Could it be Fire blight?

As you drive through neighborhoods in mid-February, you may be delighted by the large trees clothed in puffy cloud looking blossoms of white.  Common throughout Marin, ornamental pear trees, specifically ‘Bradford’ pears, put on a spectacular show. In the mid-1960’s landscapers and municipal planners planted lots of them – they grew fast, took any kind of soil without complaint, and were believed to be pest-resistant and disease-free. Sadly, this beautiful tree is susceptible to fire blight, a bacterial disease that causes branches to look like they’ve been torched or scorched.

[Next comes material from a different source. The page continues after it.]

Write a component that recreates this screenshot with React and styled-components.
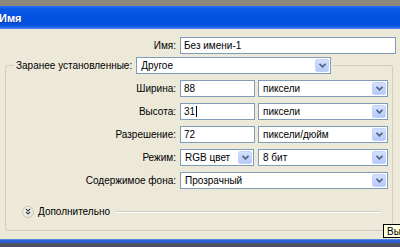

In addition to pear trees, fire blight can infect fruiting pear and apples, crabapples, pyracantha, and quince.  Infections may appear scattered throughout the crown of the plant and exhibit a sudden wilting, shriveling, and blackening of shoots, flowers, and fruit, giving them the telltale “scorched” look.  It’s usually seen first on the plant’s blossoms and stems, turning them brown or black and possibly distorting their form. Infected spurs and twigs display a darker, water-soaked appearance; they turn brown to black, then wilt and die. The disease can spread from the point of entry (blooms, stems, and branches, limbs, trunk, or roots) and may severely disfigure or kill individual limbs or entire susceptible varieties. 

Mild temperatures (65 – 85°F) with some intermittent rain provides perfect conditions for the disease to develop. As trees resume growth in the spring, the bacteria become active.  It’s spread by insects – aphids, flies, leafhoppers, and honeybees, pruning tools, wind and splashing rains. As long as the warm, wet conditions exist, the bacterium can continue to spread and infect new sites.

The most effective means of managing the disease is to plant varieties that are not susceptible.   Most pear tree varieties, including Asian pears (with the exception of Shinko) and red pear varieties, are very susceptible to fire blight.

To manage this disease:

  • Keep the plant vigorous and healthy through good cultural care
  • Minimize excess nitrogen fertilizer and heavy pruning.
  • If possible, don’t irrigate during the blooming season. 
  • Watch plants throughout the year and promptly remove and destroy any portions that appear infected.
  • Prune out diseased branches, cutting at least 8 to 12 inches away from the visible injury or canker, or until you see healthy tissue. 
  • Disinfect any tools, between each cut, to prevent spreading the pathogen.